The first movement of the Sonata in G minor, Wq. 70/6, an Allegro moderato, uses tropes more typical of traditional organ music. Its series of suspensions and restless rhythms create an uneasy mood. The second, a harmonically adventurous Adagio in E flat major, is also rather melancholy, despite the overall major mode. It is followed by another Allegro back in G minor, in which the skittish voices trade motifs between the hands.

The Sonata in D major, Wq. 70/5, also calls upon the organ’s sustaining power (inherently superior to any stringed instrument, where the sound immediately begins to die away once a note is struck): the first movement, an Allegro di molto, makes highly effective use of long-held chords and chains of dissonance. An Adagio e mesto follows, now in G minor, then a bright and energetic Allegro.

The opening passage of the Sonata in F major, Wq. 70/3, begins with striking dynamic contrasts, and the movement as a whole is full of dramatic pauses, repeated notes and emphatic chords. The C minor Largo is altogether more muted and mournful, using sighing gestures, chromatic bass lines and falling tones. The triple-time Allegretto, by contrast, uses rising sequences and dotted rhythms to produce a light, cheerful affect.

The Sonata in A minor, Wq. 70/4, is another work with a stormy first movement, also featuring wide dynamic and textural contrasts, chromatic movement and rapid figuration. The Adagio that follows has an expressive, highly ornamented melodic line reminiscent—as with so many of C.P.E. Bach’s works—of vocal music, while the closing Allegro returns to the mood of the first movement.

The Sonata in B flat major, Wq. 70/2, begins with a relatively mellow Allegro enlivened by delicate ornamentation in the melodic line. The movement is followed by a stately Arioso in E flat major, which makes good use of held notes, and a bright, quirky Allegro full of insistent repeated chords, syncopation and playful runs.

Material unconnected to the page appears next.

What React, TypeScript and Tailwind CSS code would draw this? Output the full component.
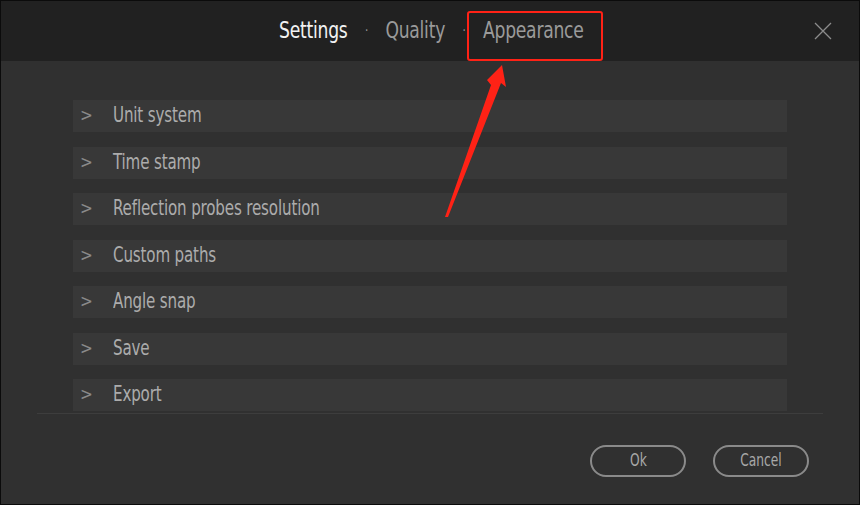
import React from "react";

const rows = [
  "Unit system",
  "Time stamp",
  "Reflection probes resolution",
  "Custom paths",
  "Angle snap",
  "Save",
  "Export",
];

const font = { fontFamily: '"DejaVu Sans Condensed", "DejaVu Sans", sans-serif', fontStretch: "condensed" as const };

export default function App() {
  return (
    <div className="w-[860px] h-[505px] bg-[#0b0b0b] p-[1px] overflow-hidden" style={font}>
      <div className="relative w-full h-full bg-[#303030] flex flex-col">
        <div className="relative h-[60px] bg-[#212121] flex items-center justify-center">
          <div className="flex items-center text-[23px] tracking-[-0.3px] pb-[1px] scale-x-[0.83] pl-[2px]">
            <span className="text-[#f2f2f2]">Settings</span>
            <span className="text-[#9a9a9a] mx-[21px] text-[14px]">·</span>
            <span className="text-[#9a9a9a]">Quality</span>
            <span className="text-[#9a9a9a] mx-[21px] text-[14px]">·</span>
            <span className="text-[#9a9a9a]">Appearance</span>
          </div>
          <svg className="absolute left-[813px] top-[21px]" width="18" height="18" viewBox="0 0 18 18">
            <path d="M1 1 L17 17 M17 1 L1 17" stroke="#8c8c8c" strokeWidth="1.3" fill="none" />
          </svg>
        </div>
        <div className="flex flex-col gap-[14.5px] pt-[39px] px-[72px]">
          {rows.map((r) => (
            <div key={r} className="h-[32px] bg-[#383838] flex items-center">
              <span className="w-[40px] pl-[7px] text-[17px] text-[#8a8a8a]">&gt;</span>
              <span className="inline-block origin-left scale-x-[0.8] text-[21px] tracking-[-0.2px] text-[#acacac]">{r}</span>
            </div>
          ))}
        </div>
        <div className="mx-[36px] mt-[2px] h-[1px] bg-[#3d3d3d]" />
        <div className="flex justify-end gap-[27px] pr-[50px] pt-[31px]">
          <button className="w-[96px] h-[32px] rounded-full border-2 border-[#8a8a8a] text-[17px] text-[#a8a8a8]">
            <span className="inline-block scale-x-[0.8]">Ok</span>
          </button>
          <button className="w-[96px] h-[32px] rounded-full border-2 border-[#8a8a8a] text-[17px] text-[#a8a8a8]">
            <span className="inline-block scale-x-[0.8]">Cancel</span>
          </button>
        </div>
        <div className="absolute left-[466px] top-[10px] w-[136px] h-[50px] border-2 border-[#ff2216] rounded-[3px]" />
        <svg className="absolute left-0 top-0 pointer-events-none" width="858" height="503" viewBox="0 0 858 503">
          <polygon points="444,216 490,84 486,79 501,64 505,86 500,82 447,216" fill="#ff2216" />
        </svg>
      </div>
    </div>
  );
}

Ironically, it seems that Anna Amalia did not particularly like Wq. 70—although she was an inveterate collector of scores, only one sonata from the set was included in her library. Her view is not widely shared today, however. Bach may not have been a virtuoso on the pedals, but he was evidently well aware of how to exploit the organ’s capabilities, and his music for the instrument is exquisite: as one contemporary noted in 1755, his playing combined ‘the deepest secrets of art with everything that taste treasures’. The works gathered on this recording, though lesser known than most of his other sonatas, feature many of the lively eccentricities and imaginative melodic decoration that have made his work enduringly popular.